Cultic Studies Review, Volume 9, Number 1, 2010, pages 164-172
Melinda Haas, L.C.S.W.
In this paper I present a Neoclassical Jungian perspective on late 20th century Western culture and the effect of that culture on creativity, and on vulnerability to cult involvement. Through examples of composers’ relationships to their own music, I offer an understanding of creativity’s locus in the depths of the psyche.
The great problems of humanity were never yet solved by general laws, but only through regeneration of the attitudes of individuals. If ever there was a time when self-reflection was the absolutely necessary and only right thing, it is now, in our present catastrophic epoch. …Individual self-reflection, return of the individual to the ground of human nature, to his own deepest being with its individual and social destiny—here is the beginning of a cure for that blindness which reigns at the present hour. (Jung, 1916, pp. 4–5)
Carl Jung wrote this statement in Europe in the middle of World War I. Perhaps inconceivable to him was the possibility that the world situation could get worse. And yet, by the end of the 20th century, his plea for “self-reflection” had gone largely unheeded. Western culture had devolved into a fast-moving, externally validating, quick-fix, right and wrong society. The ground, turned over and tilled since the beginning of the century, was, by its end, fertile for the growth of cults. One end of the spectrum of human values and concerns had been left outside the popular culture. Cults, extreme versions of the pervasive one-sidedness that remained, easily took hold. The privileging of the rational and logical had been developing for hundreds if not several thousand of years, and even more rapidly since the Age of Enlightenment, with the rejection of religion as “irrational.” The 20th century saw the culmination of this trajectory. To the Neoclassical Jungian, the over-emphasis on logical and linear thinking, with its binary by-products either/or, black/white, inclusion/exclusion, right/wrong, has encapsulated our experience of life. We are caught within directed thinking, and we have come to define consciousness solely in these terms. Without the rich energy that lies in intuition, feeling, sensory awareness, acausal possibilities, a sense of timelessness, we are cut off from the source of our own uniqueness and thus from our creativity.

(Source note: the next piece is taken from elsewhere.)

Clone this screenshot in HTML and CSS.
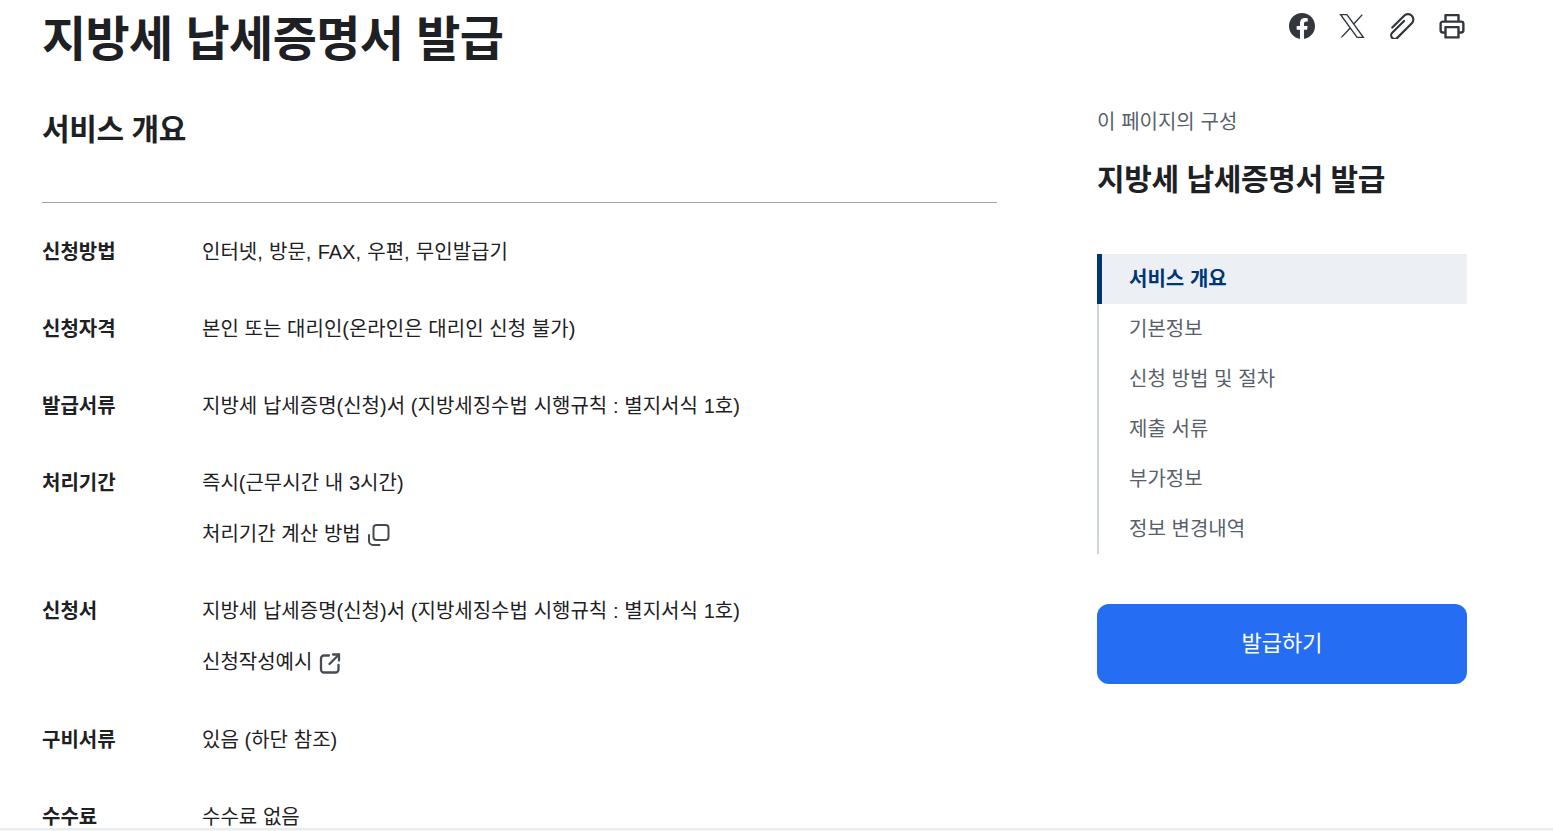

The seeking that is prerequisite to cult involvement must surely emerge in the individual who is not finding what s/he needs in the culture. Two needs seem to constellate simultaneously. One is the need for expansiveness— spiritual, psychological, creative. The other is the need for containment and belonging. The linear, either/or, inclusive/exclusive society that Western culture has become offers neither the space nor the safety to those seekers. By the end of the 20th century, much of life energy had been caught in the demand to think in a logical, concretizing, and dichotomizing system. We could call this “ego” thinking. It is as if a retaining wall had been constructed to insure no escape. Outside this encapsulation, life energy has the potential to actually be contained, rather than retained, but in a way that is inclusive, accepting, intuitive, non-linear. To exit the encapsulating ego is to access psychic energy. In other words, one is able to have a more immediate experience of “psyche.”
Containing that fosters expansiveness means collecting the various aspects of ourselves, striving toward wholeness and uniqueness. For Jung, this is individuation.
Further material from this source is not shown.